Request: Everything in the listing should be restated word for word.

──────── Dataset excerpt ────────

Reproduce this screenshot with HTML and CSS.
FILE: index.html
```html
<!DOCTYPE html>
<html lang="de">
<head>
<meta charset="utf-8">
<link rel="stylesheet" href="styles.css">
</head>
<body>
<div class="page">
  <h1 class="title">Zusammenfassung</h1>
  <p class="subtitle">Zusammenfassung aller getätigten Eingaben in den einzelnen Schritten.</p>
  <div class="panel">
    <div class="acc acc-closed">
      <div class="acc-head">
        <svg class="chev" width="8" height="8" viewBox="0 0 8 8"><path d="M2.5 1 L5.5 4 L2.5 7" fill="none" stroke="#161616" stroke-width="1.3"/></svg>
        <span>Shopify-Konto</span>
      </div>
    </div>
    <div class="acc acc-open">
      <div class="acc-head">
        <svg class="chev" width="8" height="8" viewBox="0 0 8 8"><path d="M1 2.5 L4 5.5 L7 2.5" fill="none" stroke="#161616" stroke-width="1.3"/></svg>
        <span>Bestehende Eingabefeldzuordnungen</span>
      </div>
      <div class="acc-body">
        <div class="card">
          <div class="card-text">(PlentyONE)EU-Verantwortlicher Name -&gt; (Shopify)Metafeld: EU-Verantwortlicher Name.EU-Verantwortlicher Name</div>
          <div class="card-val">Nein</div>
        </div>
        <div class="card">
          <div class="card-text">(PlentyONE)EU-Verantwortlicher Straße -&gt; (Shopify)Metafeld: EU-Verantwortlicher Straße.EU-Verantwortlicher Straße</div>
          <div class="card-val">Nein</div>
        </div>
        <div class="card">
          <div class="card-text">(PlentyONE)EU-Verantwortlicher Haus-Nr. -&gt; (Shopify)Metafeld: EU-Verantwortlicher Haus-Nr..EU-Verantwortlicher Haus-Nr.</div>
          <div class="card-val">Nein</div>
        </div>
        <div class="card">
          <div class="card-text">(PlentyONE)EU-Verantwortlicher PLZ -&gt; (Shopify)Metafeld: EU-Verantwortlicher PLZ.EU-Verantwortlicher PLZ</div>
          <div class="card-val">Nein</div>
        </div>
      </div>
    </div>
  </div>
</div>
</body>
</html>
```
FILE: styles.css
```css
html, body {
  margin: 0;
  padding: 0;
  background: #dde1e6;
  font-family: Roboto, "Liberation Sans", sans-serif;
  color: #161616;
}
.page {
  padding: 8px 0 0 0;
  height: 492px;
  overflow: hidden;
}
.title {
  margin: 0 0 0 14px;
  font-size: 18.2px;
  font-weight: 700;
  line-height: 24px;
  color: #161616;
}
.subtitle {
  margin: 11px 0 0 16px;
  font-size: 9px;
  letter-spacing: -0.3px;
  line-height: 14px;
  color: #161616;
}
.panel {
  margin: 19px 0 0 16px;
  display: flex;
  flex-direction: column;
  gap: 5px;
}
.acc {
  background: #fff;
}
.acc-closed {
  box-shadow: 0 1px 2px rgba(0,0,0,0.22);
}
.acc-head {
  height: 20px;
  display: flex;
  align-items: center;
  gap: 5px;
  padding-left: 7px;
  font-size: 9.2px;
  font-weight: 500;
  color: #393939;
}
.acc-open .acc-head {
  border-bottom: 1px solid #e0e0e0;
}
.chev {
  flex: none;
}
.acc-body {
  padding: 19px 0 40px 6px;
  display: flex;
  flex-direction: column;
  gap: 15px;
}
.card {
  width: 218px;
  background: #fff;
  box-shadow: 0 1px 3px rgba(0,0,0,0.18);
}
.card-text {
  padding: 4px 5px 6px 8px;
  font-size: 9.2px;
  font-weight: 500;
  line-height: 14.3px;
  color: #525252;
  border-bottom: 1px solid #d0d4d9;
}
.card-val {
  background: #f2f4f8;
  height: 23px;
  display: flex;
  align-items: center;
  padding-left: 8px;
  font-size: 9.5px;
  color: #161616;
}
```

────────

Answer for the task:
Reproduce this screenshot with HTML and CSS.
FILE: index.html
```html
<!DOCTYPE html>
<html lang="de">
<head>
<meta charset="utf-8">
<link rel="stylesheet" href="styles.css">
</head>
<body>
<div class="page">
  <h1 class="title">Zusammenfassung</h1>
  <p class="subtitle">Zusammenfassung aller getätigten Eingaben in den einzelnen Schritten.</p>
  <div class="panel">
    <div class="acc acc-closed">
      <div class="acc-head">
        <svg class="chev" width="8" height="8" viewBox="0 0 8 8"><path d="M2.5 1 L5.5 4 L2.5 7" fill="none" stroke="#161616" stroke-width="1.3"/></svg>
        <span>Shopify-Konto</span>
      </div>
    </div>
    <div class="acc acc-open">
      <div class="acc-head">
        <svg class="chev" width="8" height="8" viewBox="0 0 8 8"><path d="M1 2.5 L4 5.5 L7 2.5" fill="none" stroke="#161616" stroke-width="1.3"/></svg>
        <span>Bestehende Eingabefeldzuordnungen</span>
      </div>
      <div class="acc-body">
        <div class="card">
          <div class="card-text">(PlentyONE)EU-Verantwortlicher Name -&gt; (Shopify)Metafeld: EU-Verantwortlicher Name.EU-Verantwortlicher Name</div>
          <div class="card-val">Nein</div>
        </div>
        <div class="card">
          <div class="card-text">(PlentyONE)EU-Verantwortlicher Straße -&gt; (Shopify)Metafeld: EU-Verantwortlicher Straße.EU-Verantwortlicher Straße</div>
          <div class="card-val">Nein</div>
        </div>
        <div class="card">
          <div class="card-text">(PlentyONE)EU-Verantwortlicher Haus-Nr. -&gt; (Shopify)Metafeld: EU-Verantwortlicher Haus-Nr..EU-Verantwortlicher Haus-Nr.</div>
          <div class="card-val">Nein</div>
        </div>
        <div class="card">
          <div class="card-text">(PlentyONE)EU-Verantwortlicher PLZ -&gt; (Shopify)Metafeld: EU-Verantwortlicher PLZ.EU-Verantwortlicher PLZ</div>
          <div class="card-val">Nein</div>
        </div>
      </div>
    </div>
  </div>
</div>
</body>
</html>
```
FILE: styles.css
```css
html, body {
  margin: 0;
  padding: 0;
  background: #dde1e6;
  font-family: Roboto, "Liberation Sans", sans-serif;
  color: #161616;
}
.page {
  padding: 8px 0 0 0;
  height: 492px;
  overflow: hidden;
}
.title {
  margin: 0 0 0 14px;
  font-size: 18.2px;
  font-weight: 700;
  line-height: 24px;
  color: #161616;
}
.subtitle {
  margin: 11px 0 0 16px;
  font-size: 9px;
  letter-spacing: -0.3px;
  line-height: 14px;
  color: #161616;
}
.panel {
  margin: 19px 0 0 16px;
  display: flex;
  flex-direction: column;
  gap: 5px;
}
.acc {
  background: #fff;
}
.acc-closed {
  box-shadow: 0 1px 2px rgba(0,0,0,0.22);
}
.acc-head {
  height: 20px;
  display: flex;
  align-items: center;
  gap: 5px;
  padding-left: 7px;
  font-size: 9.2px;
  font-weight: 500;
  color: #393939;
}
.acc-open .acc-head {
  border-bottom: 1px solid #e0e0e0;
}
.chev {
  flex: none;
}
.acc-body {
  padding: 19px 0 40px 6px;
  display: flex;
  flex-direction: column;
  gap: 15px;
}
.card {
  width: 218px;
  background: #fff;
  box-shadow: 0 1px 3px rgba(0,0,0,0.18);
}
.card-text {
  padding: 4px 5px 6px 8px;
  font-size: 9.2px;
  font-weight: 500;
  line-height: 14.3px;
  color: #525252;
  border-bottom: 1px solid #d0d4d9;
}
.card-val {
  background: #f2f4f8;
  height: 23px;
  display: flex;
  align-items: center;
  padding-left: 8px;
  font-size: 9.5px;
  color: #161616;
}
```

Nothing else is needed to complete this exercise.